今、日本人翻訳者は世界的に不足しているようで、私のところにも海外からは特に、日々続々と仕事のオファーが来ています。「手が空いていたらやりたいなあ」という仕事も時々ありますが、既存の顧客からの仕事で手いっぱいで、なかなか新規の案件には手が伸ばせません。知り合いでできる人がいれば紹介してつなぎたいと思うこともあります。

そんな情勢の今、「翻訳には英語力は不要!」などといって、本当に難しい英文が来たら平気で「ここ分かりませんでした」と言って放り出す可能性がある人を続々と送り込んでいいのでしょうか。

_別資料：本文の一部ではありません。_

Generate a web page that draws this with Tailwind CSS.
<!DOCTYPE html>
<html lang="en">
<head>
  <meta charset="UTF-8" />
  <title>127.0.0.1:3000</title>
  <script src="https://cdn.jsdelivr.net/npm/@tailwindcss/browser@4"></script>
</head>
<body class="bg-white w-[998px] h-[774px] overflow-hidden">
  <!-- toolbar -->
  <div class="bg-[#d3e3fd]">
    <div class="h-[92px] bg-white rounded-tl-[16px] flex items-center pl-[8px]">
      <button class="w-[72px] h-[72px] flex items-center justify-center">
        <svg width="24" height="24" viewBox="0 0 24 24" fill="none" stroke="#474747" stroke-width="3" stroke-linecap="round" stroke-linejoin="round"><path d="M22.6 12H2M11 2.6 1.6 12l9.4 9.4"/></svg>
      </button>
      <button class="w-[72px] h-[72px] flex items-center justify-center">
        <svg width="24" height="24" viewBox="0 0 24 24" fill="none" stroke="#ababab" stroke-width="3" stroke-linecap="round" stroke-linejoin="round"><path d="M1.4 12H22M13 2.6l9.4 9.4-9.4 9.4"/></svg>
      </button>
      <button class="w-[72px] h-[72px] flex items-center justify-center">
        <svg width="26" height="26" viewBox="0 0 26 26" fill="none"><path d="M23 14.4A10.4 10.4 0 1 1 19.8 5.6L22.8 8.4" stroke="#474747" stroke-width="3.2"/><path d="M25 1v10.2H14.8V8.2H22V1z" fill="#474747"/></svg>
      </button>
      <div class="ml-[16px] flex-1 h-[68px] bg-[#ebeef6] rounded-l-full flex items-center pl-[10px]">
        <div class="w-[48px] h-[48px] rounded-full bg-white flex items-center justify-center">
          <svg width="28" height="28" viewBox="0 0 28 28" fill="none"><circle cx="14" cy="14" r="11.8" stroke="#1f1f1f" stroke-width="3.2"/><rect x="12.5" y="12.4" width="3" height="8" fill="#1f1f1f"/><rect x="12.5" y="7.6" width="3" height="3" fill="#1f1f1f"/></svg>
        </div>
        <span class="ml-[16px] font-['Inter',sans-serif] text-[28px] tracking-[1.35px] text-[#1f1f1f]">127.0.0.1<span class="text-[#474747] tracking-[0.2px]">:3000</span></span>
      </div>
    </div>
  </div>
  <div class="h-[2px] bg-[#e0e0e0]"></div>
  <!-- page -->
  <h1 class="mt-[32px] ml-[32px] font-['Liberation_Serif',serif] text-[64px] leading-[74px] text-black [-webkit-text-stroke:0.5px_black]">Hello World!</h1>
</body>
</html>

「英語力が高くなくてもできる」と思って仕事を引き受けている人たちなのですから、原文を解釈しきれず「分からない箇所」が出てくる可能性は大いにあります。

本当の翻訳者であれば普通、自分で考えてネットで調べても分からなければ、図書館に行き、ホコリをかぶった文献を司書さんに書庫から出してきてもらって借りて帰り、何万円もする辞書も自腹で買い、家にある文法書を新旧何冊も当たり、参考になりそうな本があれば海外からでも取り寄せ、「背景知識」「原文解釈(文法)」の両面からそれこそ「分かるまで」「ピンとくるまで」考え抜きます。

学校の英文解釈の授業じゃないのですから「分かりませんでした」で白紙で出せるなんてとんでもないことです。

難しいところはカットして分かるところだけ訳した翻訳に何の意味があるのでしょうか。
そういう事態を引き起こす可能性が大いにあるわけで、「英語力はないけど検索力は高いです」という人に嬉々として大勢乗り込んでこられたら業界は大混乱です。

諸先輩方は何もプライドを傷つけられたからという理由で怒っているのではないと思います。実害があるからです。

現在TOEICの点数が低いからと言って、翻訳者を目指してはいけないことはもちろんないと思います。「翻訳者になるためにまずはTOEICの勉強をしよう」と問題集を開くのではなく、翻訳の訓練をした方が近道であるとは思います。

でもやっぱり最低限「原文を読んで意味が分かる人」じゃなければ翻訳はできないと思います。「英語を読んでも(難しいところは)さっぱり意味わからないけど翻訳の仕事してみたいです!」って言われたら「え?」って思ってしまいます。

もう業界の諸先輩方がきちんと色々おっしゃってくださっていますので静観していましたが、やっぱり私も言いたくなってしまいました。

特に私の場合は、講師の方と名字が同じですので、ひょっとして関係者かなと思う方もいらっしゃるかもしれませんが、全く関係ありません。

つくづく今回の出来事で、仕事を依頼する側の方というのは大変だなと思いました。私も後工程の方に「ひどい翻訳だな」と言われないように、ますます精進したいと思います。

お読みいただきありがとうございました。